The industry funds’ defence, for years, has been the correct one – that they outperform retail funds on average – but that is very unlikely to reflect the wisdom of the union members who make up almost half the funds’ trustees.
They outperform mostly because they have a far stickier membership than do the retail funds, which always have to be ready for an outflow stampede if they’ve had a bad quarter.
The duration of most industry fund memberships is so long that the funds can diversify far more into illiquid assets such as infrastructure and utilities.
The industry fund model was designed a long time before the 21st-century corporate governance model started pressing for independent directors – in particular, chairs – on large corporate bodies.
The unions essentially had first-mover advantage with the “equal representation” model, to the extent that many people forget there are as many employer representatives on industry funds as there are union nominees.
There are dozens of stories of union reps picking up industry fund trusteeships out of longevity rather than industry knowledge.

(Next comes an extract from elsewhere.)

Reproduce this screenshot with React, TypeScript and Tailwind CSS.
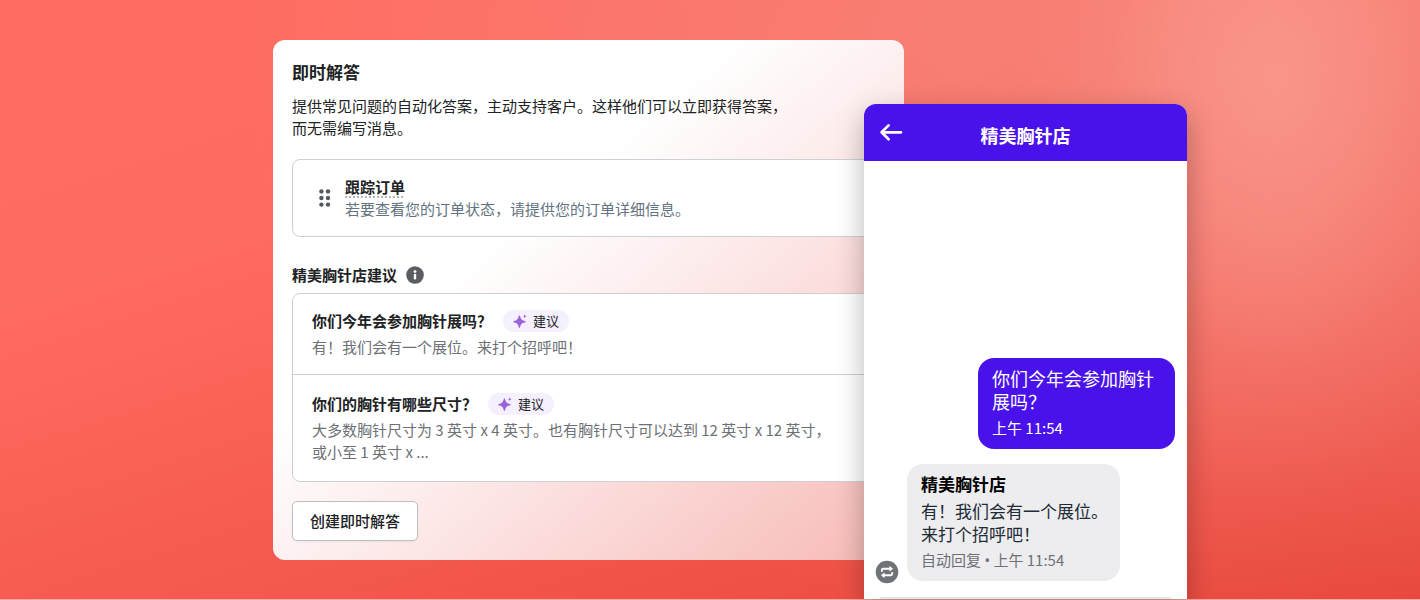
import type { ReactNode } from "react";

const SUGGESTIONS = [
  {
    question: "你们今年会参加胸针展吗？",
    answer: "有！我们会有一个展位。来打个招呼吧！",
    padding: "py-4",
  },
  {
    question: "你们的胸针有哪些尺寸？",
    answer: (
      <>
        大多数胸针尺寸为 3 英寸 x 4 英寸。也有胸针尺寸可以达到 12 英寸 x 12 英寸，
        <br />
        或小至 1 英寸 x ...
      </>
    ),
    padding: "py-[18px]",
  },
];

function DragHandle() {
  return (
    <svg viewBox="0 0 12 18" className="h-[18px] w-3 shrink-0 fill-[#55595d]" aria-hidden="true">
      {[2.4, 9, 15.6].map((y) => (
        <g key={y}>
          <circle cx="2.4" cy={y} r="2.2" />
          <circle cx="9" cy={y} r="2.2" />
        </g>
      ))}
    </svg>
  );
}

function InfoIcon() {
  return (
    <svg viewBox="0 0 18 18" className="size-[18px]" aria-hidden="true">
      <circle cx="9" cy="9" r="8.8" fill="#5a5d61" />
      <circle cx="9" cy="5.6" r="1.4" fill="#fff" />
      <rect x="7.8" y="7.8" width="2.4" height="5.6" rx="1" fill="#fff" />
    </svg>
  );
}

function SparkleIcon() {
  return (
    <svg viewBox="0 0 14 14" className="size-3.5 fill-[#9a63dd]" aria-hidden="true">
      <path d="M6.4 1.4c.5 0 .6.4.8 1.1.6 2.6 1.3 3.6 4.3 4.4.8.2 1.3.3 1.3.8s-.5.6-1.3.8c-3 .7-3.7 1.7-4.3 4.2-.2.7-.3 1.1-.8 1.1s-.6-.4-.8-1.1C5 10.2 4.3 9.2 1.4 8.5.6 8.3.2 8.2.2 7.7s.4-.6 1.2-.8c2.9-.8 3.6-1.8 4.2-4.4.2-.7.3-1.1.8-1.1Z" />
      <path d="M11.8.3c.3 1.3.5 1.6 1.9 2-1.4.4-1.6.7-1.9 2-.3-1.3-.6-1.6-1.9-2 1.3-.4 1.6-.7 1.9-2Z" />
    </svg>
  );
}

function BackArrow() {
  return (
    <svg
      viewBox="0 0 24 20"
      className="h-5 w-6"
      fill="none"
      stroke="#fff"
      strokeWidth="2.7"
      strokeLinecap="round"
      strokeLinejoin="round"
      aria-hidden="true"
    >
      <path d="M2.6 9.3h19.4M9.6 2.4 2.6 9.3l7 6.900" />
    </svg>
  );
}

function RepeatIcon() {
  return (
    <svg viewBox="0 0 24 24" className="size-6 shrink-0" aria-hidden="true">
      <circle cx="12" cy="12" r="11.3" fill="#6f7276" />
      <g fill="none" stroke="#fff" strokeWidth="1.9" strokeLinecap="round" strokeLinejoin="round">
        <path d="M6.900 11v-1c0-.8.4-1.200 1.200-1.200h7.400" />
        <path d="M17.100 13v1c0 .8-.4 1.200-1.200 1.200H8.500" />
      </g>
      <path
        d="M14.800 6.500 17.600 8.800l-2.800 2.300ZM9.200 12.900 6.400 15.200l2.800 2.300Z"
        fill="#fff"
        stroke="#fff"
        strokeWidth=".7"
        strokeLinejoin="round"
      />
    </svg>
  );
}

function SuggestionBadge() {
  return (
    <span className="flex h-[22px] items-center gap-1.5 rounded-full bg-[#f5effe] px-2.5 text-[13px] text-[#202223]">
      <SparkleIcon />
      建议
    </span>
  );
}

function AnswersCard() {
  return (
    <section className="mt-10 w-[631px] shrink-0 self-start rounded-xl bg-[linear-gradient(140deg,#ffffff_37%,#fdecec_55%,#f8c4c1_90%,#f6b9b6_100%)] px-[19px] pt-5 pb-[19px] text-[15px] leading-[22px] text-[#202223]">
      <h1 className="text-[17px] leading-6 font-bold">即时解答</h1>
      <p className="mt-[11px]">
        提供常见问题的自动化答案，主动支持客户。这样他们可以立即获得答案，
        <br />
        而无需编写消息。
      </p>

      <div className="mt-5 flex items-center gap-3.5 rounded-lg border border-[#cdd1d4] bg-white py-4 pl-[26px]">
        <DragHandle />
        <div>
          <h2 className="font-bold underline decoration-[#b4b8bd] decoration-dotted decoration-2 underline-offset-3">
            跟踪订单
          </h2>
          <p className="text-[#637381]">若要查看您的订单状态，请提供您的订单详细信息。</p>
        </div>
      </div>

      <h2 className="mt-[27px] flex items-center gap-[9px] font-bold">
        精美胸针店建议
        <InfoIcon />
      </h2>
      <ul className="mt-[7px] divide-y divide-[#cdd1d4] rounded-lg border border-[#cdd1d4] bg-white">
        {SUGGESTIONS.map(({ question, answer, padding }) => (
          <li key={question} className={`px-[19px] ${padding}`}>
            <div className="flex items-center gap-[11px]">
              <h3 className="font-bold">{question}</h3>
              <SuggestionBadge />
            </div>
            <p className="mt-1 text-[#6d7175]">{answer}</p>
          </li>
        ))}
      </ul>

      <button
        type="button"
        className="mt-[19px] h-10 rounded-[5px] border border-[#babfc3] bg-white px-[17px] font-medium shadow-xs"
      >
        创建即时解答
      </button>
    </section>
  );
}

function Bubble({ className, children }: { className: string; children: ReactNode }) {
  return <div className={`rounded-2xl pl-3.5 ${className}`}>{children}</div>;
}

function ChatPreview() {
  return (
    <section className="relative mt-[104px] -ml-10 flex w-[323px] shrink-0 flex-col rounded-t-xl bg-white shadow-[0_10px_28px_rgba(0,0,0,0.28)]">
      <header className="grid h-[57px] grid-cols-[24px_1fr_24px] items-center rounded-t-xl bg-[#4a12eb] px-[15px]">
        <button type="button" aria-label="返回">
          <BackArrow />
        </button>
        <h2 className="pt-1 text-center text-lg font-bold text-white">精美胸针店</h2>
      </header>

      <div className="flex grow flex-col justify-end pr-3 pb-[13px] pl-[11px]">
        <Bubble className="w-[197px] self-end bg-[#4a12eb] pt-[9px] pr-3.5 pb-2.5 text-white">
          <p className="text-lg leading-[23px]">你们今年会参加胸针展吗？</p>
          <p className="mt-1 text-[15px] leading-[22px]">上午 11:54</p>
        </Bubble>
        <div className="mt-[15px] flex items-end gap-2">
          <RepeatIcon />
          <Bubble className="mb-[3px] w-[213px] bg-[#ededef] pt-2 pb-2.5 text-[17px] leading-[23px] text-[#212b36]">
            <h3 className="font-bold text-black">精美胸针店</h3>
            <p className="mt-1">
              有！我们会有一个展位。
              <br />
              来打个招呼吧！
            </p>
            <p className="mt-1 text-[15px] leading-[22px] text-[#6d7175]">
              自动回复 <span className="font-['Noto_Sans',sans-serif]">•</span> 上午 11:54
            </p>
          </Bubble>
        </div>
      </div>
      <div className="mx-4 h-0.5 bg-[#e6e6e8]" />
    </section>
  );
}

export default function App() {
  return (
    <main className="flex min-h-screen justify-center border-b border-[#f7aaa3] bg-[radial-gradient(ellipse_250px_420px_at_90%_14%,rgba(255,180,168,0.42),rgba(253,172,160,0.32)_35%,rgba(252,160,148,0.12)_70%,transparent),radial-gradient(ellipse_1000px_560px_at_86%_12%,rgba(243,142,131,0.68),rgba(243,142,131,0.5)_35%,transparent),linear-gradient(162deg,#ff6d62_0%,#ff6b60_30%,#f65a50_60%,#e8463b_100%)] pl-10 font-['Noto_Sans_CJK_SC',sans-serif]">
      <AnswersCard />
      <ChatPreview />
    </main>
  );
}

It’s easy to understand how that happened – the unions helped design the system – but there has to be merit in suggesting that people who serve on industry fund boards should have long experience in investment markets.
If the industry funds are ahead already, how about getting further ahead, thanks to a bit of expert advice?
Let’s at least assume that the Productivity Commission has fired the first well-merited shot in an attempt to make the superannuation industry in Australia more efficient.